COLLECTED MATERIAL —

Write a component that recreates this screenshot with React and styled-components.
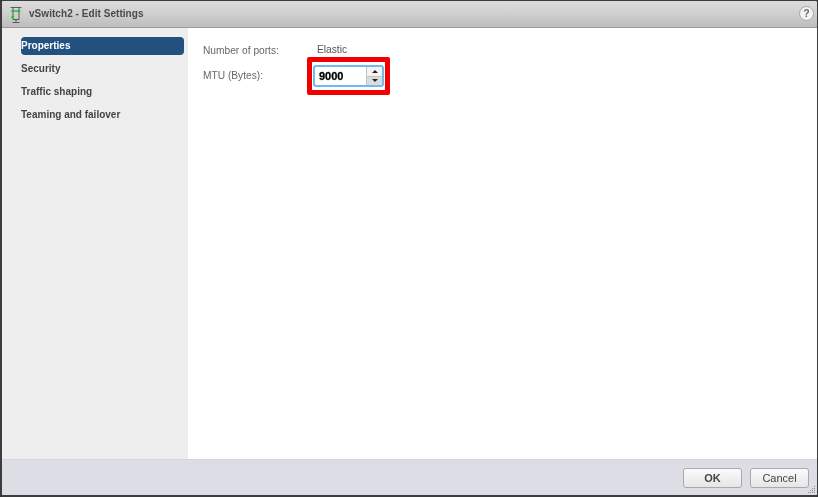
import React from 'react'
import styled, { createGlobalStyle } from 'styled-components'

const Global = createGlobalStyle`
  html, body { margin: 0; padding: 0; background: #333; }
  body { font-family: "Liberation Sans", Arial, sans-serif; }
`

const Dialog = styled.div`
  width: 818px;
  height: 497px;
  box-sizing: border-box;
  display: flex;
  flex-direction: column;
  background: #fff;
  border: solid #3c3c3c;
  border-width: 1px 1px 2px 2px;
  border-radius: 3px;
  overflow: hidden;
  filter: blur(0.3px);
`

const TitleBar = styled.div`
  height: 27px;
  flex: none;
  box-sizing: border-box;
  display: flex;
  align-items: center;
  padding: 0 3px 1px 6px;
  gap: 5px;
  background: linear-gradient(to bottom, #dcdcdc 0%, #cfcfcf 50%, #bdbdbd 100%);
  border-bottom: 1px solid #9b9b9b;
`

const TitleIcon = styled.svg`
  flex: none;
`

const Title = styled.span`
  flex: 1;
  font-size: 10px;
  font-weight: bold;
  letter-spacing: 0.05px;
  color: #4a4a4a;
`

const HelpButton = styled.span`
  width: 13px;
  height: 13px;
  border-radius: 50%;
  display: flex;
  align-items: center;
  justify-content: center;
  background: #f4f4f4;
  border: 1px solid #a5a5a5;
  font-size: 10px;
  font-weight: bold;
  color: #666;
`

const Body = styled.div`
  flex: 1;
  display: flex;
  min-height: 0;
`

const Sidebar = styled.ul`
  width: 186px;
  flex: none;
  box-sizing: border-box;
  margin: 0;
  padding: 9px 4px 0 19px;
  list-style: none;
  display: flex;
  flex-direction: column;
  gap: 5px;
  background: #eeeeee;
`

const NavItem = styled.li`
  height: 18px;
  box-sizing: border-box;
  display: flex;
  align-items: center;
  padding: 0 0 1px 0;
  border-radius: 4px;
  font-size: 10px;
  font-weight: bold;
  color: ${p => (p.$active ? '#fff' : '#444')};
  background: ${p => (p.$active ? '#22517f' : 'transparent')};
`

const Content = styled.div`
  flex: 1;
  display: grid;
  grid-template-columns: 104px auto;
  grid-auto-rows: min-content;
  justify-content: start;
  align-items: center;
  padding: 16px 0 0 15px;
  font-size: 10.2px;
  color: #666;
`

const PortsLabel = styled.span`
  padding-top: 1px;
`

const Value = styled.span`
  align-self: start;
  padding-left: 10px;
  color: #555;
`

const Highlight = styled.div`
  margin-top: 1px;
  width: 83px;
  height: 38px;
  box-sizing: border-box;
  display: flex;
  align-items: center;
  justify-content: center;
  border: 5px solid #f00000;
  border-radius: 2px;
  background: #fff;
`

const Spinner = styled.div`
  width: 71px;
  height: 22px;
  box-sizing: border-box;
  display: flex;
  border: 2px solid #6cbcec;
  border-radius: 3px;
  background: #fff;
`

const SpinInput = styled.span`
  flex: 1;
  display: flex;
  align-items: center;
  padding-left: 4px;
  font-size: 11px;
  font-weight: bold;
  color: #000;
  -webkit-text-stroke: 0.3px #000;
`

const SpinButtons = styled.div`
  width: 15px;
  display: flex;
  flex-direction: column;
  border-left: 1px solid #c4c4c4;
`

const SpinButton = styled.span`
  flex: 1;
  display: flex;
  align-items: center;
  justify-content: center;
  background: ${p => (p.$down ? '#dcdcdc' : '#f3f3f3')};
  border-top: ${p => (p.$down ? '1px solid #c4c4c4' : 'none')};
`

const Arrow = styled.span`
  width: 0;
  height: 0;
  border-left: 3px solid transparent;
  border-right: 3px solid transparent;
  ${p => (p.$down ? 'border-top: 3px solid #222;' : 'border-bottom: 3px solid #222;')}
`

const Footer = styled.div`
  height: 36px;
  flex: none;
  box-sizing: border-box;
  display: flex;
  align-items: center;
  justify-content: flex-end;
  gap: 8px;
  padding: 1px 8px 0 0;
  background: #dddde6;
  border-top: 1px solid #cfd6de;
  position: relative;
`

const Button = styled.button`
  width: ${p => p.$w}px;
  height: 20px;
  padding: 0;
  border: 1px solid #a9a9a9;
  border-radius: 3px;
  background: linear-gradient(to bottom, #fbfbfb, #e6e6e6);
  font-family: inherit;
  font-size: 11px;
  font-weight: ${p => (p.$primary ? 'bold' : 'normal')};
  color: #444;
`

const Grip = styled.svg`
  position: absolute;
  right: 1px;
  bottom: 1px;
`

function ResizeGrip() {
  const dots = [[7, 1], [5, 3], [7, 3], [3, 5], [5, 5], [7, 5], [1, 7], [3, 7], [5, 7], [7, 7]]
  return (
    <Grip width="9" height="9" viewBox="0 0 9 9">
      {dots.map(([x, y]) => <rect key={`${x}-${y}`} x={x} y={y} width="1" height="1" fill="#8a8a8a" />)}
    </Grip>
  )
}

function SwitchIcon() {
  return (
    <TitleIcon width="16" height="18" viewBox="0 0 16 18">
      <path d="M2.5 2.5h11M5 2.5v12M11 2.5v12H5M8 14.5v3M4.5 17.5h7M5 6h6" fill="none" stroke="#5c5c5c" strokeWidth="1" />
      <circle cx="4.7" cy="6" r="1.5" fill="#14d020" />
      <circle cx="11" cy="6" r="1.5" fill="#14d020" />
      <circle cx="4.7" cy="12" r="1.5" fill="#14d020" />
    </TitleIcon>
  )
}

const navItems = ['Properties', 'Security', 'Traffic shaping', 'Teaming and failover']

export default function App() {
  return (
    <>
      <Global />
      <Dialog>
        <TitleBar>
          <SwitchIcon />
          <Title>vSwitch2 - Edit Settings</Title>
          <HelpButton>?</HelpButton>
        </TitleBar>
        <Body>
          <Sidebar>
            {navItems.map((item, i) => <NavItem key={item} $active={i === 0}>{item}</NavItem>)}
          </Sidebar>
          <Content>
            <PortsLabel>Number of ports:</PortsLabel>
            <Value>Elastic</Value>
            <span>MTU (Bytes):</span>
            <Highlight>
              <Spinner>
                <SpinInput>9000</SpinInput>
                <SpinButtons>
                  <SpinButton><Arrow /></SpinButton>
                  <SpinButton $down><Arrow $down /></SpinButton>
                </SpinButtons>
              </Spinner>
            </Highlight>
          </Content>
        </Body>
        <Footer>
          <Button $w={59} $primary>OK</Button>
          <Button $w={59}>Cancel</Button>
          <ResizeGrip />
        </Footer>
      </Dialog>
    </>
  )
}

WHAT IS BEING ASKED — Where a line above includes "components", copy that line.

FINISHED TASK —
Write a component that recreates this screenshot with React and styled-components.
import styled, { createGlobalStyle } from 'styled-components'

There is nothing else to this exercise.